Securities fraud under Rule 10b-5 requires proving: a misstatement or omission of a material fact, scienter, a connection with the purchase or sale of a security, reliance, economic loss, and a causal link between the alleged fraud and the loss.
How is 'materiality' defined in securities litigation?
A fact is material if there is a substantial likelihood that a reasonable investor would consider it important in making an investment decision or if it would have significantly altered the total mix of information available.
Why is 'scienter' significant in this case?
Scienter, or a wrongful state of mind, is crucial because it demonstrates the defendant's intent to deceive, manipulate, or defraud investors, which is necessary for establishing securities fraud.
What impact did the financial crisis have on this case?

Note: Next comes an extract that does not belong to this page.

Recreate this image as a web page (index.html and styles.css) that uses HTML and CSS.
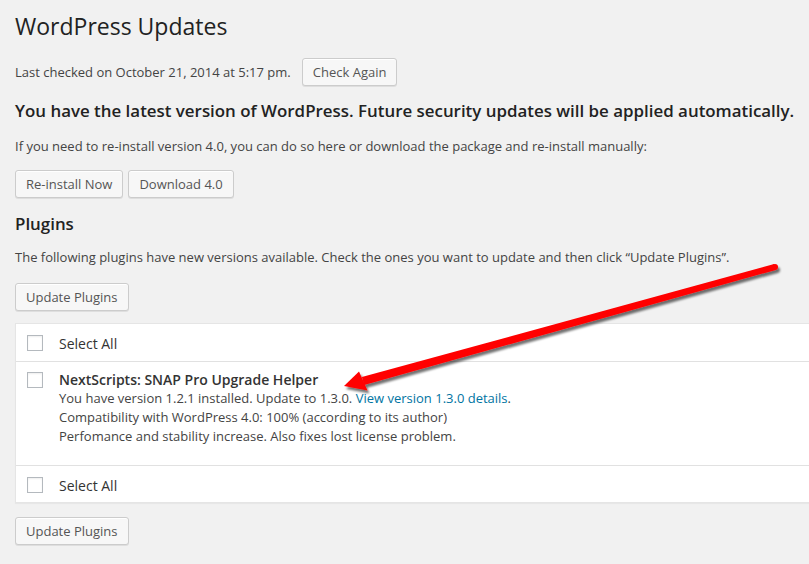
FILE: index.html
```html
<!DOCTYPE html>
<html lang="en">
<head>
<meta charset="utf-8">
<title>WordPress Updates</title>
<link rel="stylesheet" href="styles.css">
</head>
<body>
<div class="wrap">
  <h2 class="title">WordPress Updates</h2>
  <div class="checked">
    <span>Last checked on October 21, 2014 at 5:17 pm.</span>
    <a class="button">Check Again</a>
  </div>
  <h3 class="heading latest">You have the latest version of WordPress. Future security updates will be applied automatically.</h3>
  <p class="note">If you need to re-install version 4.0, you can do so here or download the package and re-install manually:</p>
  <div class="actions">
    <a class="button">Re-install Now</a>
    <a class="button">Download 4.0</a>
  </div>
  <h3 class="heading section">Plugins</h3>
  <p class="note tight">The following plugins have new versions available. Check the ones you want to update and then click “Update Plugins”.</p>
  <div class="actions first">
    <a class="button">Update Plugins</a>
  </div>
  <div class="list">
    <div class="row head">
      <div class="check"><span class="cb"></span></div>
      <div class="cell">Select All</div>
    </div>
    <div class="row plugin">
      <div class="check"><span class="cb"></span></div>
      <div class="cell">
        <strong class="name">NextScripts: SNAP Pro Upgrade Helper</strong>
        <div>You have version 1.2.1 installed. Update to 1.3.0. <a class="link">View version 1.3.0 details</a>.</div>
        <div>Compatibility with WordPress 4.0: 100% (according to its author)</div>
        <div>Perfomance and stability increase. Also fixes lost license problem.</div>
      </div>
    </div>
    <div class="row foot">
      <div class="check"><span class="cb"></span></div>
      <div class="cell">Select All</div>
    </div>
  </div>
  <div class="actions after">
    <a class="button">Update Plugins</a>
  </div>
  <h3 class="heading themes">Themes</h3>
</div>
<svg class="arrow" width="809" height="564" viewBox="0 0 809 564" aria-hidden="true">
  <defs>
    <filter id="sh" x="-5%" y="-20%" width="110%" height="140%">
      <feDropShadow dx="2" dy="3" stdDeviation="1.3" flood-color="#000" flood-opacity="0.55"/>
    </filter>
  </defs>
  <g filter="url(#sh)" fill="#ff0000">
    <polygon points="364.1,384.9 361.9,377.1 774.2,264.1 775.8,269.9"/>
    <circle cx="775" cy="267" r="3"/>
    <polygon points="344,386 359,371.5 367.5,390.5"/>
  </g>
</svg>
</body>
</html>
```
FILE: styles.css
```css
html, body {
  margin: 0;
  height: 100%;
  overflow: hidden;
  background: #f1f1f1;
}
body {
  position: relative;
  font-family: "Open Sans", "Noto Sans", sans-serif;
  font-size: 13px;
  line-height: 19px;
  color: #444;
}
.wrap {
  padding-left: 15px;
  width: 840px;
}
.title {
  margin: 0;
  padding-top: 12px;
  font-size: 23px;
  font-weight: 400;
  line-height: 29px;
  color: #222;
}
.checked {
  display: flex;
  align-items: center;
  height: 28px;
  margin-top: 17px;
}
.checked .button {
  margin-left: 11px;
}
.heading {
  margin: 0;
  font-size: 16.9px;
  font-weight: 600;
  line-height: 25px;
  color: #222;
  white-space: nowrap;
}
.latest { margin-top: 12px; }
.section { margin-top: 13px; }
.themes { margin-top: 12px; }
.note {
  margin: 14px 0 0;
  white-space: nowrap;
}
.note.tight { margin-top: 12px; }
.actions {
  display: flex;
  gap: 5px;
  margin-top: 14px;
}
.actions.first { margin-top: 16px; }
.actions.after { margin-top: 14px; }
.button {
  display: inline-block;
  box-sizing: border-box;
  height: 28px;
  padding: 0 10px 1px;
  line-height: 26px;
  font-size: 13px;
  color: #555;
  background: #f7f7f7;
  border: 1px solid #ccc;
  border-radius: 3px;
  box-shadow: inset 0 1px 0 #fff, 0 1px 0 rgba(0, 0, 0, 0.08);
  white-space: nowrap;
}
.list {
  margin-top: 12px;
  background: #fff;
  border: 1px solid #e5e5e5;
  box-shadow: 0 1px 1px rgba(0, 0, 0, 0.04);
}
.row {
  display: flex;
  align-items: flex-start;
}
.row + .row {
  border-top: 1px solid #e1e1e1;
}
.check {
  width: 33px;
  padding-left: 11px;
  box-sizing: border-box;
  flex: none;
}
.cb {
  display: block;
  width: 16px;
  height: 16px;
  box-sizing: border-box;
  border: 1px solid #b4b9be;
  background: #fff;
  box-shadow: inset 0 1px 2px rgba(0, 0, 0, 0.07);
}
.cell {
  padding-left: 10px;
}
.head, .foot {
  font-size: 14px;
  color: #333;
}
.head {
  padding: 10px 0 8px;
}
.head .check {
  padding-top: 1px;
}
.foot {
  padding: 10px 0 7px;
}
.foot .check {
  padding-top: 1px;
}
.plugin {
  padding: 8px 0 19px;
}
.plugin .check {
  padding-top: 2px;
}
.name {
  display: block;
  font-size: 14px;
  font-weight: 600;
  color: #333;
}
.link {
  color: #0074a2;
}
.arrow {
  position: absolute;
  left: 0;
  top: 0;
  pointer-events: none;
}
```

The financial crisis highlighted vulnerabilities in financial disclosures and risk management. In Ambac's case, it underscored the consequences of misleading disclosures about exposure to high-risk financial products.
What was the outcome for Ambac and its investors?
The court's refusal to dismiss the case allowed the litigation to proceed, providing an opportunity for investors to potentially recover damages if the plaintiffs could prove their claims in subsequent proceedings.